衆院本会議で16日、「国家戦略特別区域法の一部を改正する法律案」の採決が行われ、与党などの賛成多数で可決、参院に送付されました。採決に先立ち、共同会派「立憲民主・国民・社保・無所属フォーラム」を代表して亀井亜紀子議員が反対の立場で討論に立ちました。
本改正案は、(1)人工知能(AI)やビッグデータなどの最先端の技術を活用した「スーパーシティ」構想の実現に向けた制度の整備、(2)地域限定型規制のサンドボックス制度の創設(3)特区民泊における欠格事由(暴力団排除規定等)等の整備――を行うものです。
冒頭、亀井議員は、新型コロナウイルス感染症により亡くなられた方への哀悼の意を示すとともに、療養中の方々にお見舞いの言葉を述べました。
反対の理由として、次の3点を挙げました。
(1)国家戦略特区の選定過程が不透明
事業の公募とは形だけではないか、一部の人々の利権に結びついているのではないか、という疑いがある。例えば「スーパーシティ」構想の実現に向けた有識者懇談会の座長は竹中平蔵氏であり、同氏は株式会社パソナグループ取締役会長、オリックス株式会社社外取締役です。パソナは国家戦略特区の大阪、神奈川等で外国人家事代行サービスを展開し、同じく特区の兵庫県養父市にはオリックス農業が参入している。利害関係者が有識者懇談会の座長を務めることは、国家戦略特区の信頼性を大きく損なうもの。大臣には竹中氏の交代を強く求める。
(2)国、地方公共団体等が事業者からデータ提供を求められた場合、プライバシーが侵害されないか、住民の合意形成の過程が不透明
国家戦略特別区域会議のメンバーは、担当大臣、地方公共団体の長、特定事業を実施すると見込まれる者で組織され、計画段階に住民代表はいない。地方公共団体は家族構成、収入、納税、健康保険料等、幅広い個人情報を保有しており、どの段階で住民合意を得るのか、サービスを希望しない住民は個別に情報提供を拒否できるのか、知らぬ間に情報が提供されてしまわないか、法案審議では明らかにならなかった。

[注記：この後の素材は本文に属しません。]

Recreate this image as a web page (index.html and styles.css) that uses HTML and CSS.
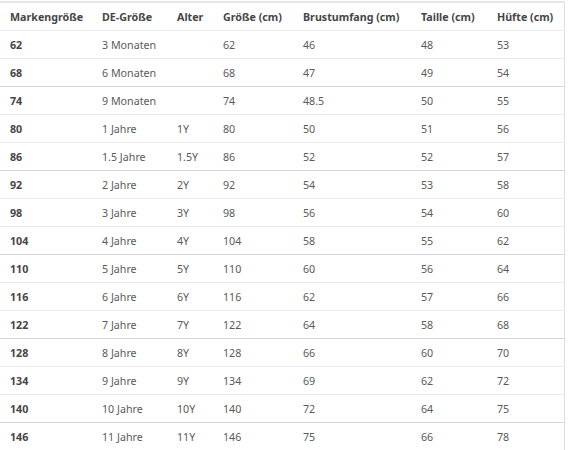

(3)国と地方との関係、地方自治の独立性を変えてしまう恐れがある
昨年国会に提出されたスーパーシティ法案は廃案になったが、提出前に条例による規制緩和は法律の範囲内で条例を制定するという憲法94条に抵触することから見直された。本法案でスーパーシティ/スマートシティの相互運用性の確保という形に変わり、スーパーシティと名付けた国家戦略特区で進める規制緩和を全国のスマートシティに横展開できるようになっているが、独自のサービスを提供する自治体にどんな影響があるのか、本来、国と地方の協議の場等で意見を聞くべき。
さらに亀井議員は、「未来都市をつくるというこの法案はわからないことが多く、まだまだ論点が残っている。米国では自動運転車両による死亡事故が発生し和解が成立したが、誰が法的責任を負うべきかというルールは未整備のまま。日本でも実証実験を進めるならルールが必要」と話し、「トヨタとNTTは静岡県裾野市でスマートシティ構想を進めているが、国家戦略特区への申請はなく、どんな未来都市をつくるのか、この法律がなくても実現できるのか、知りたいところだが、緊急事態宣言下では参考人招致もできない。そうした観点からも本日の採決は拙速であり、本法案は不要不急である」と指摘して討論を終えました。